Code Referencing Comes to the Copilot Coding Agent

On February 18, 2026, GitHub extended its Copilot code referencing feature β€” previously limited to inline completions in IDEs β€” to the Copilot coding agent. The coding agent is GitHub's asynchronous, autonomous development assistant that takes on tasks independently, runs in a cloud environment powered by GitHub Actions, and delivers draft pull requests for human review. With this update, the agent's output is now subject to the same source attribution transparency that inline completions have supported.

How Code Referencing Works in Agent Sessions

When the Copilot coding agent generates code during an autonomous session and that code matches code found in a public GitHub repository, the matching code is highlighted in the agent's session logs. Each highlight includes a link back to the original repository, allowing developers reviewing the session to understand where the code pattern originated and evaluate what license terms, if any, might apply to their use of it.

This is particularly relevant because the coding agent can produce large volumes of code across many files in a single session, making manual review of potential public code similarities difficult. Surfacing matches automatically in the session logs reduces the chance of license compliance issues slipping through to a merged pull request.

Block Mode Limitation

An important constraint accompanies this feature: the coding agent does not support the "Block" policy mode of the "Suggestions matching public code" setting. In standard Copilot inline completions, the Block mode prevents suggestions from being shown at all when they match public code. In the coding agent context, blocking is not enforced β€” instead, matching code is highlighted in the session logs regardless of the policy setting. Organizations that rely on Block mode as a hard guardrail should be aware that this behavior does not carry over to agent sessions.

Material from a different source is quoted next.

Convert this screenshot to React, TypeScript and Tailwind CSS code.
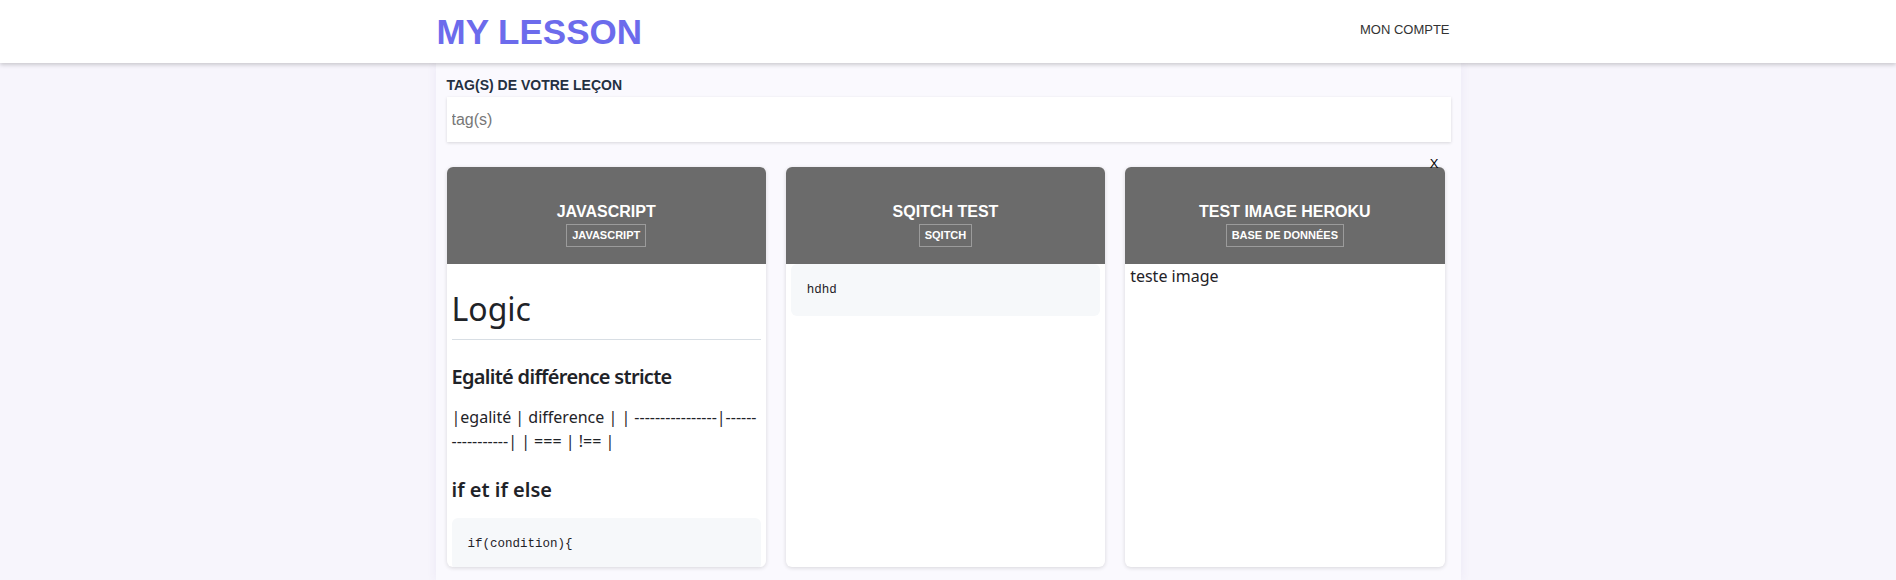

GitHub notes that a match between generated and public code does not automatically constitute copyright infringement, and it remains the responsibility of developers to review flagged matches, assess license obligations, and decide whether and how to attribute the code.

Availability

Code referencing is now available for all Copilot coding agent sessions. Developers can consult the GitHub Docs section "Finding public code that matches GitHub Copilot suggestions" for further details on how referencing works and how to interpret the session log highlights.